An Electrical Contracting business, that mostly focussed on Industrial Projects, also undertook shift cover – essentially, the provision of day labour in a Production Environment. It enabled them to fill the peaks and troughs in their project work, and also provided an “in” whenever clients had a project on the horizon and day labour was already on site.

This business had a disengaged employee. He was the day labour resource. He worked inside the client’s premises for most of the week, for weeks on end. The client made a request of the employee – would they please make some small repairs that were inside the premises, but off the production line? The client knew it was outside the normal scope of works, and was willing to pay. “Sure”, came the response, but then proceeded to do nothing about it. On two further occasions over the space of ten days, the client repeated the request – and the employee proceeded to do nothing. By this time, the small repair was becoming a not insignificant issue.

As it turns out, other matters transpired and Mr Disengaged was moved on from the business. When the owner of this family business contacted the client, advised them of staff change and suggested an alternate arrangement, the client willfully offered up that not only were they disappointed in the poor response from the business to their request for additional assistance, but they’d lost a six figure project that would otherwise have come their way. All because someone couldn’t be bothered – and failed to understand that by being the face of the business on the client site, they were also the lead salesman on site and for that client. Mr Disengaged’s behaviour was seen as being the behaviour of the business generally.

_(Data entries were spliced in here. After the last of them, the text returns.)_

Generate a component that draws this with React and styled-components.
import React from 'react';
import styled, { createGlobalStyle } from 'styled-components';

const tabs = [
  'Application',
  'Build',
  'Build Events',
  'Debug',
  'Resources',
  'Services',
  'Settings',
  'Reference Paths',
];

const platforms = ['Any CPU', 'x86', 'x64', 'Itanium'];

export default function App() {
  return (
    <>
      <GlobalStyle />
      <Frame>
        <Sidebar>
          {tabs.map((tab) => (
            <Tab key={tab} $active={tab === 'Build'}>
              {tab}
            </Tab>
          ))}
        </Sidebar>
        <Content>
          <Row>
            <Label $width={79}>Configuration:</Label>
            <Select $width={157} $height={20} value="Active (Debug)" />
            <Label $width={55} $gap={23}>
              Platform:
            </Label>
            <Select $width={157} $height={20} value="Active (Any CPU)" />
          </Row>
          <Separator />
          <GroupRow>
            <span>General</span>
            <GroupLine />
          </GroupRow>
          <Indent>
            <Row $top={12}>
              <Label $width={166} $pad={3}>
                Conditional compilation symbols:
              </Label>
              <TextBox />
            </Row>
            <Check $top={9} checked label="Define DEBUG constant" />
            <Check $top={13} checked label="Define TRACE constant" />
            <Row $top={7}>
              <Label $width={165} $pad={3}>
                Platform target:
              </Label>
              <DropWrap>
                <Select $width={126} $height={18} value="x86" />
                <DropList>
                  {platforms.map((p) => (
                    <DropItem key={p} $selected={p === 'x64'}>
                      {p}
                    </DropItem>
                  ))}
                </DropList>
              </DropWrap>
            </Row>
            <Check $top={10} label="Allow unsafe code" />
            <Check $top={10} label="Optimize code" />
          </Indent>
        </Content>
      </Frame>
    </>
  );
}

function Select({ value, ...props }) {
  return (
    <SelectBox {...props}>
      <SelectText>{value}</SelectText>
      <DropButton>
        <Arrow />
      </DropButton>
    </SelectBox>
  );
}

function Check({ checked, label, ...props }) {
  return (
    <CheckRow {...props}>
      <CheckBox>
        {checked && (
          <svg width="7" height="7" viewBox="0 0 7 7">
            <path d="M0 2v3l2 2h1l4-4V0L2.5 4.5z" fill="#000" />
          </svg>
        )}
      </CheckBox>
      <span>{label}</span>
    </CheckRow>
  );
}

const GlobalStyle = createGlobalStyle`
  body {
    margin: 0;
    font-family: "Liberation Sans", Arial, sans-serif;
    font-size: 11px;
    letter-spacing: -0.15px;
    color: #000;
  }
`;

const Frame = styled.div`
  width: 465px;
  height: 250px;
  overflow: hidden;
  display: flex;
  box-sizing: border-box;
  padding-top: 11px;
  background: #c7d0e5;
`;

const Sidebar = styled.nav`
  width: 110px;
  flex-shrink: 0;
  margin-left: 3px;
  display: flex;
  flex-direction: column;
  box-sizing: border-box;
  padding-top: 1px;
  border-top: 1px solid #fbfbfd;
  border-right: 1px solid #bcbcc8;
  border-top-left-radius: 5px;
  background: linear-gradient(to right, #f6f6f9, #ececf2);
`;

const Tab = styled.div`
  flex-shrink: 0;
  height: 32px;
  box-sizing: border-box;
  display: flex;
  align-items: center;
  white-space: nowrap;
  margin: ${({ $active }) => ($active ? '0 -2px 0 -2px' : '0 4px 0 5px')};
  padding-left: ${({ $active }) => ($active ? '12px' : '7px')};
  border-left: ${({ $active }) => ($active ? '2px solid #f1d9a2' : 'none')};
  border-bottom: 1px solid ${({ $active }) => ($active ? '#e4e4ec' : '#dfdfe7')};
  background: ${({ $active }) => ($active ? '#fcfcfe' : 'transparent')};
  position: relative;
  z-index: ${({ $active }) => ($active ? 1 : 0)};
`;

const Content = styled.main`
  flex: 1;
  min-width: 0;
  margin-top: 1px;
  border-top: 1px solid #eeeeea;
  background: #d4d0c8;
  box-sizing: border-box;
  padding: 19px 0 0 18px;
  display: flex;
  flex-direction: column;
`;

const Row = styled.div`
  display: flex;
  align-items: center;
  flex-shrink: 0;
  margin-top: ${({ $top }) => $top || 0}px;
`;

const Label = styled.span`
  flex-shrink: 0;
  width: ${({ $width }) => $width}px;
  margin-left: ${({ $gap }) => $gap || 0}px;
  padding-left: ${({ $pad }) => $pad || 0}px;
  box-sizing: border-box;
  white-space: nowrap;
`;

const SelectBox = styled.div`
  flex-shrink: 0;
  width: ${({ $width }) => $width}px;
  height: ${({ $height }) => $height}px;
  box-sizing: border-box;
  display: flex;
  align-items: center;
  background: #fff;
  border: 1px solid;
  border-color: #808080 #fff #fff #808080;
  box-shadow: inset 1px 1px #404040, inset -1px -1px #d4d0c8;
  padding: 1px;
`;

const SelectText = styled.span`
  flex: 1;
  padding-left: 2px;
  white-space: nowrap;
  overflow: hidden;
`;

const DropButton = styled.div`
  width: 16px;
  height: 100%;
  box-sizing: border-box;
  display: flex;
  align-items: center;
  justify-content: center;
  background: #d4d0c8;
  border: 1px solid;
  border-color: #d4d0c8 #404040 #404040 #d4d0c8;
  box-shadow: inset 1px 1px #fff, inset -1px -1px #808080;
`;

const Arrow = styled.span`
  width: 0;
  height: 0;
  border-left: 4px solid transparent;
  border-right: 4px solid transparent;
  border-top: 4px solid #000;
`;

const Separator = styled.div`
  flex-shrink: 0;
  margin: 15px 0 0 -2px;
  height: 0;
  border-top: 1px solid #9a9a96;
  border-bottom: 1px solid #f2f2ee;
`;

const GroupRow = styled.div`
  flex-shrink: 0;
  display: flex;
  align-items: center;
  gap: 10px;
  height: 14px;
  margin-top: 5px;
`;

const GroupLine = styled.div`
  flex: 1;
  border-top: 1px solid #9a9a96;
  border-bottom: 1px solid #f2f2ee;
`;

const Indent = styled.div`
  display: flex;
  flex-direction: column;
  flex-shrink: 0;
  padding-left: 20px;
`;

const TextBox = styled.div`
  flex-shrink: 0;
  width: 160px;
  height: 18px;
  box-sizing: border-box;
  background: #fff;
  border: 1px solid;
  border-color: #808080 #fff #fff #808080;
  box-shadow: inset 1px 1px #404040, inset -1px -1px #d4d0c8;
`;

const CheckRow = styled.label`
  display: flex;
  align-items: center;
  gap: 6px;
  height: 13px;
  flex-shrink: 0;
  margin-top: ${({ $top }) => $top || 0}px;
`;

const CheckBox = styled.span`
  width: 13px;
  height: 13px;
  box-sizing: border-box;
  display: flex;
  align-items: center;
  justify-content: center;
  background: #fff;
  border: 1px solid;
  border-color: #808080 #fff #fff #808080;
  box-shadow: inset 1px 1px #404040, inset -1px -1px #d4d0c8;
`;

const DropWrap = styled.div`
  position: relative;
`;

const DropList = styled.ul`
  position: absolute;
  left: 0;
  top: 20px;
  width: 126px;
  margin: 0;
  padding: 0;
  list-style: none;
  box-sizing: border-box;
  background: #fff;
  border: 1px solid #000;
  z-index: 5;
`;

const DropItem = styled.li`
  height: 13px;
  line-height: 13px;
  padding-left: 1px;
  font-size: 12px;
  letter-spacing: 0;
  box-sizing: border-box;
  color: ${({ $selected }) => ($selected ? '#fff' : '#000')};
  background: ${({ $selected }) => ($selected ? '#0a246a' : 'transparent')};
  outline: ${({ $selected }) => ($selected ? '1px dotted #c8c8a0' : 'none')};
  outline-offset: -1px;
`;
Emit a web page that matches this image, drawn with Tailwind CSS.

In the second situation, a custom furniture manufacturing business was very particular about the manner in which their delivery staff acted on site. They needed to be co-operative, courteous, pleasant and understanding of the fact that they were being afforded the great privilege of being invited into a family’s home. Staff were trained on the delivery and installation aspects of the roles. Once the owner felt the young gentlemen were capable enough, they were set on their own.

The owner knew that he had done something right when he received an email, out of the blue, from a customer. The email wasn’t a testimonial – it was pure, unadulterated advocacy for the professionalism of the whole business, from start to finish. The praise for the very early 20’s delivery team, from the client, was beyond astounding. It reinforced in the customer’s mind they had made the right purchase decision – and left an indelible, positive impression upon installation. These two young gentlemen didn’t realise it, but they were shining examples of great salespeople, even though they would never see selling in their list of tasks.

Everyone, bar no one, is a salesperson in your business. From how your front desk person answer the phones, to how your customer care team respond to customer complaints to the way management own up to the mistakes of the business, everyone sells.

This Week’s Tip

How much time and money do you invest in how your team conduct themselves with your clients vs. how much time and money do you spend training them on the technical aspects of the role?